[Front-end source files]
<<<<

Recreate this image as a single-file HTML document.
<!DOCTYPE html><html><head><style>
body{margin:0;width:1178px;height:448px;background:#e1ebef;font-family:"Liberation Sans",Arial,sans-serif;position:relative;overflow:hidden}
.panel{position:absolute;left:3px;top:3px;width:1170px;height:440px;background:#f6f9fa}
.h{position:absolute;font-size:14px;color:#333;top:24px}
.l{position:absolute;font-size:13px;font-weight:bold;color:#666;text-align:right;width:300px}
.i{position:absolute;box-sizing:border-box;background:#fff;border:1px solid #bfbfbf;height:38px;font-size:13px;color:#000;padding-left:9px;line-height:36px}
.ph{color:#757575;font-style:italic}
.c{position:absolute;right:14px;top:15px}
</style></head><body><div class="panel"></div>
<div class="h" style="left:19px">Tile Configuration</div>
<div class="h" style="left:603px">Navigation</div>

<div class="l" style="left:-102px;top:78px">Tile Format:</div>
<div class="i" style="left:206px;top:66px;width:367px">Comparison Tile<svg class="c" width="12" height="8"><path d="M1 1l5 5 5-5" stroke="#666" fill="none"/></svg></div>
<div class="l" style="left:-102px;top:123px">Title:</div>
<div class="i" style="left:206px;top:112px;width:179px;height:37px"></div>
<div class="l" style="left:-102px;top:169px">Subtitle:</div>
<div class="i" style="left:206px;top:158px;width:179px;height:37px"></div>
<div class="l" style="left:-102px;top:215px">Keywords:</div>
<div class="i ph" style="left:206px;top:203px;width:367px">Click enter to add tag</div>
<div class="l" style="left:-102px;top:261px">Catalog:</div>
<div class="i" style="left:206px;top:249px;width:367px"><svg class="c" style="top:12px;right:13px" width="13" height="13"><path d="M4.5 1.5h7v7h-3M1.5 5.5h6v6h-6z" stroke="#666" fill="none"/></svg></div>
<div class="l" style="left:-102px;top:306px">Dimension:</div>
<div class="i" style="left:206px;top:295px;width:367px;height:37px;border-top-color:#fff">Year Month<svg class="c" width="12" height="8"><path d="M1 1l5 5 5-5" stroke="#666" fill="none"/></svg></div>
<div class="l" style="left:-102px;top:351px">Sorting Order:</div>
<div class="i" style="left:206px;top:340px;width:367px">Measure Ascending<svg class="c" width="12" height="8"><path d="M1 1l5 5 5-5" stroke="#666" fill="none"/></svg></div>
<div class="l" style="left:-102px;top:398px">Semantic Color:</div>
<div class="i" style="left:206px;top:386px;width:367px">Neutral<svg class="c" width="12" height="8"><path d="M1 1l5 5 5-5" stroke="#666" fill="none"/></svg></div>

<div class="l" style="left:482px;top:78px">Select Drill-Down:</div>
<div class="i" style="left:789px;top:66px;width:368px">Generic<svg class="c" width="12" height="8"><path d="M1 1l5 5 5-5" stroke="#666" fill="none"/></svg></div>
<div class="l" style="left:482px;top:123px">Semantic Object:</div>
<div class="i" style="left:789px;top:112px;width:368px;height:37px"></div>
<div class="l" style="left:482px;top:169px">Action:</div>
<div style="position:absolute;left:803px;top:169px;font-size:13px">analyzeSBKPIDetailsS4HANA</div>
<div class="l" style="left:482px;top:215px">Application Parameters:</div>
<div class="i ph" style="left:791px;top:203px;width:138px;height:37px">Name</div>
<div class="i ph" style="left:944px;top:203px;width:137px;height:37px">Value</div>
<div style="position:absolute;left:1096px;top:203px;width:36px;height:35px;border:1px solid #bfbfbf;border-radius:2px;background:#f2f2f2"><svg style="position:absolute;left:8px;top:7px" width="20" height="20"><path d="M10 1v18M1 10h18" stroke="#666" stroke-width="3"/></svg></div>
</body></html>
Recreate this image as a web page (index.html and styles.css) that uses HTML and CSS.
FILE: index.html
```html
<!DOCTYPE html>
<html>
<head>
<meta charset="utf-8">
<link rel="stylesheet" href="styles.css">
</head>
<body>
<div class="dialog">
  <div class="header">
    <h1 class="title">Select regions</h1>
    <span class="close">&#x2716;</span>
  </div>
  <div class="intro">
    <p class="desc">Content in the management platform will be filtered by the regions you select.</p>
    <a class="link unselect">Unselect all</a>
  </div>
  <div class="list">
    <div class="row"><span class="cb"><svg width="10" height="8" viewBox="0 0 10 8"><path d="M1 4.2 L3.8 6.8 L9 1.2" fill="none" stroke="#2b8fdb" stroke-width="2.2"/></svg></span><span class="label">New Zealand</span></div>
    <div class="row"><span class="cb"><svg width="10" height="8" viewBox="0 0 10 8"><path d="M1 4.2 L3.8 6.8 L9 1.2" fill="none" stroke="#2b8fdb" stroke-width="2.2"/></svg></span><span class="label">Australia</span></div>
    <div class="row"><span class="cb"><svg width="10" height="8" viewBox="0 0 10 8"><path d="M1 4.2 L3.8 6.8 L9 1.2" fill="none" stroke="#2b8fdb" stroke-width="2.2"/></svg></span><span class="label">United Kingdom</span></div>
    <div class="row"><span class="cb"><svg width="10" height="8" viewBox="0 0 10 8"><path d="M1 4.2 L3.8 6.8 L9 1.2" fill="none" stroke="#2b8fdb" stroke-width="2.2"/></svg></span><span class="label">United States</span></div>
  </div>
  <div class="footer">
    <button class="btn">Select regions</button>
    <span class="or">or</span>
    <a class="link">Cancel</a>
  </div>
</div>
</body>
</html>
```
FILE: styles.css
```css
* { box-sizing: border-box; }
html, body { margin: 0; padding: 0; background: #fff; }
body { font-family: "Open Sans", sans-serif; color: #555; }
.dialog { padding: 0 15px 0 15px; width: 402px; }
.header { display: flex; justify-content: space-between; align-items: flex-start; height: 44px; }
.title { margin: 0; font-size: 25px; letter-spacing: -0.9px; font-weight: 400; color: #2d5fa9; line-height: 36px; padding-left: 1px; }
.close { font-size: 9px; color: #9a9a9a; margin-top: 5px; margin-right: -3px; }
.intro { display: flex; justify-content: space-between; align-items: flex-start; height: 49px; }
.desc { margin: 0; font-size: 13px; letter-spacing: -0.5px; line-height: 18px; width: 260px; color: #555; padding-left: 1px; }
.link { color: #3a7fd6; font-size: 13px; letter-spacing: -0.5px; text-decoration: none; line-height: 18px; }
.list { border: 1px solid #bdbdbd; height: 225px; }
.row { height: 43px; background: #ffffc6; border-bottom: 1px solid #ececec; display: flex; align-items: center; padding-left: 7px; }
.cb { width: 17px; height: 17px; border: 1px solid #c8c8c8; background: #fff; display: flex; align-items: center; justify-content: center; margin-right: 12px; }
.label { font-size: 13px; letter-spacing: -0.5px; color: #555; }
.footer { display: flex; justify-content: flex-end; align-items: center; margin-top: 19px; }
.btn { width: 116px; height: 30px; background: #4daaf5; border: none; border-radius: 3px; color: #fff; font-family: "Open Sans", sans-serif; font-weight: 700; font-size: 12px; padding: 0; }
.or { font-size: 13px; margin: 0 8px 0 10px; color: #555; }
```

>>>>

### PROBLEM
Print every entry exactly as written.

### RIGHT ANSWER
Recreate this image as a single-file HTML document.
<!DOCTYPE html><html><head><style>
body{margin:0;width:1178px;height:448px;background:#e1ebef;font-family:"Liberation Sans",Arial,sans-serif;position:relative;overflow:hidden}
.panel{position:absolute;left:3px;top:3px;width:1170px;height:440px;background:#f6f9fa}
.h{position:absolute;font-size:14px;color:#333;top:24px}
.l{position:absolute;font-size:13px;font-weight:bold;color:#666;text-align:right;width:300px}
.i{position:absolute;box-sizing:border-box;background:#fff;border:1px solid #bfbfbf;height:38px;font-size:13px;color:#000;padding-left:9px;line-height:36px}
.ph{color:#757575;font-style:italic}
.c{position:absolute;right:14px;top:15px}
</style></head><body><div class="panel"></div>
<div class="h" style="left:19px">Tile Configuration</div>
<div class="h" style="left:603px">Navigation</div>

<div class="l" style="left:-102px;top:78px">Tile Format:</div>
<div class="i" style="left:206px;top:66px;width:367px">Comparison Tile<svg class="c" width="12" height="8"><path d="M1 1l5 5 5-5" stroke="#666" fill="none"/></svg></div>
<div class="l" style="left:-102px;top:123px">Title:</div>
<div class="i" style="left:206px;top:112px;width:179px;height:37px"></div>
<div class="l" style="left:-102px;top:169px">Subtitle:</div>
<div class="i" style="left:206px;top:158px;width:179px;height:37px"></div>
<div class="l" style="left:-102px;top:215px">Keywords:</div>
<div class="i ph" style="left:206px;top:203px;width:367px">Click enter to add tag</div>
<div class="l" style="left:-102px;top:261px">Catalog:</div>
<div class="i" style="left:206px;top:249px;width:367px"><svg class="c" style="top:12px;right:13px" width="13" height="13"><path d="M4.5 1.5h7v7h-3M1.5 5.5h6v6h-6z" stroke="#666" fill="none"/></svg></div>
<div class="l" style="left:-102px;top:306px">Dimension:</div>
<div class="i" style="left:206px;top:295px;width:367px;height:37px;border-top-color:#fff">Year Month<svg class="c" width="12" height="8"><path d="M1 1l5 5 5-5" stroke="#666" fill="none"/></svg></div>
<div class="l" style="left:-102px;top:351px">Sorting Order:</div>
<div class="i" style="left:206px;top:340px;width:367px">Measure Ascending<svg class="c" width="12" height="8"><path d="M1 1l5 5 5-5" stroke="#666" fill="none"/></svg></div>
<div class="l" style="left:-102px;top:398px">Semantic Color:</div>
<div class="i" style="left:206px;top:386px;width:367px">Neutral<svg class="c" width="12" height="8"><path d="M1 1l5 5 5-5" stroke="#666" fill="none"/></svg></div>

<div class="l" style="left:482px;top:78px">Select Drill-Down:</div>
<div class="i" style="left:789px;top:66px;width:368px">Generic<svg class="c" width="12" height="8"><path d="M1 1l5 5 5-5" stroke="#666" fill="none"/></svg></div>
<div class="l" style="left:482px;top:123px">Semantic Object:</div>
<div class="i" style="left:789px;top:112px;width:368px;height:37px"></div>
<div class="l" style="left:482px;top:169px">Action:</div>
<div style="position:absolute;left:803px;top:169px;font-size:13px">analyzeSBKPIDetailsS4HANA</div>
<div class="l" style="left:482px;top:215px">Application Parameters:</div>
<div class="i ph" style="left:791px;top:203px;width:138px;height:37px">Name</div>
<div class="i ph" style="left:944px;top:203px;width:137px;height:37px">Value</div>
<div style="position:absolute;left:1096px;top:203px;width:36px;height:35px;border:1px solid #bfbfbf;border-radius:2px;background:#f2f2f2"><svg style="position:absolute;left:8px;top:7px" width="20" height="20"><path d="M10 1v18M1 10h18" stroke="#666" stroke-width="3"/></svg></div>
</body></html>
Recreate this image as a web page (index.html and styles.css) that uses HTML and CSS.
FILE: index.html
```html
<!DOCTYPE html>
<html>
<head>
<meta charset="utf-8">
<link rel="stylesheet" href="styles.css">
</head>
<body>
<div class="dialog">
  <div class="header">
    <h1 class="title">Select regions</h1>
    <span class="close">&#x2716;</span>
  </div>
  <div class="intro">
    <p class="desc">Content in the management platform will be filtered by the regions you select.</p>
    <a class="link unselect">Unselect all</a>
  </div>
  <div class="list">
    <div class="row"><span class="cb"><svg width="10" height="8" viewBox="0 0 10 8"><path d="M1 4.2 L3.8 6.8 L9 1.2" fill="none" stroke="#2b8fdb" stroke-width="2.2"/></svg></span><span class="label">New Zealand</span></div>
    <div class="row"><span class="cb"><svg width="10" height="8" viewBox="0 0 10 8"><path d="M1 4.2 L3.8 6.8 L9 1.2" fill="none" stroke="#2b8fdb" stroke-width="2.2"/></svg></span><span class="label">Australia</span></div>
    <div class="row"><span class="cb"><svg width="10" height="8" viewBox="0 0 10 8"><path d="M1 4.2 L3.8 6.8 L9 1.2" fill="none" stroke="#2b8fdb" stroke-width="2.2"/></svg></span><span class="label">United Kingdom</span></div>
    <div class="row"><span class="cb"><svg width="10" height="8" viewBox="0 0 10 8"><path d="M1 4.2 L3.8 6.8 L9 1.2" fill="none" stroke="#2b8fdb" stroke-width="2.2"/></svg></span><span class="label">United States</span></div>
  </div>
  <div class="footer">
    <button class="btn">Select regions</button>
    <span class="or">or</span>
    <a class="link">Cancel</a>
  </div>
</div>
</body>
</html>
```
FILE: styles.css
```css
* { box-sizing: border-box; }
html, body { margin: 0; padding: 0; background: #fff; }
body { font-family: "Open Sans", sans-serif; color: #555; }
.dialog { padding: 0 15px 0 15px; width: 402px; }
.header { display: flex; justify-content: space-between; align-items: flex-start; height: 44px; }
.title { margin: 0; font-size: 25px; letter-spacing: -0.9px; font-weight: 400; color: #2d5fa9; line-height: 36px; padding-left: 1px; }
.close { font-size: 9px; color: #9a9a9a; margin-top: 5px; margin-right: -3px; }
.intro { display: flex; justify-content: space-between; align-items: flex-start; height: 49px; }
.desc { margin: 0; font-size: 13px; letter-spacing: -0.5px; line-height: 18px; width: 260px; color: #555; padding-left: 1px; }
.link { color: #3a7fd6; font-size: 13px; letter-spacing: -0.5px; text-decoration: none; line-height: 18px; }
.list { border: 1px solid #bdbdbd; height: 225px; }
.row { height: 43px; background: #ffffc6; border-bottom: 1px solid #ececec; display: flex; align-items: center; padding-left: 7px; }
.cb { width: 17px; height: 17px; border: 1px solid #c8c8c8; background: #fff; display: flex; align-items: center; justify-content: center; margin-right: 12px; }
.label { font-size: 13px; letter-spacing: -0.5px; color: #555; }
.footer { display: flex; justify-content: flex-end; align-items: center; margin-top: 19px; }
.btn { width: 116px; height: 30px; background: #4daaf5; border: none; border-radius: 3px; color: #fff; font-family: "Open Sans", sans-serif; font-weight: 700; font-size: 12px; padding: 0; }
.or { font-size: 13px; margin: 0 8px 0 10px; color: #555; }
```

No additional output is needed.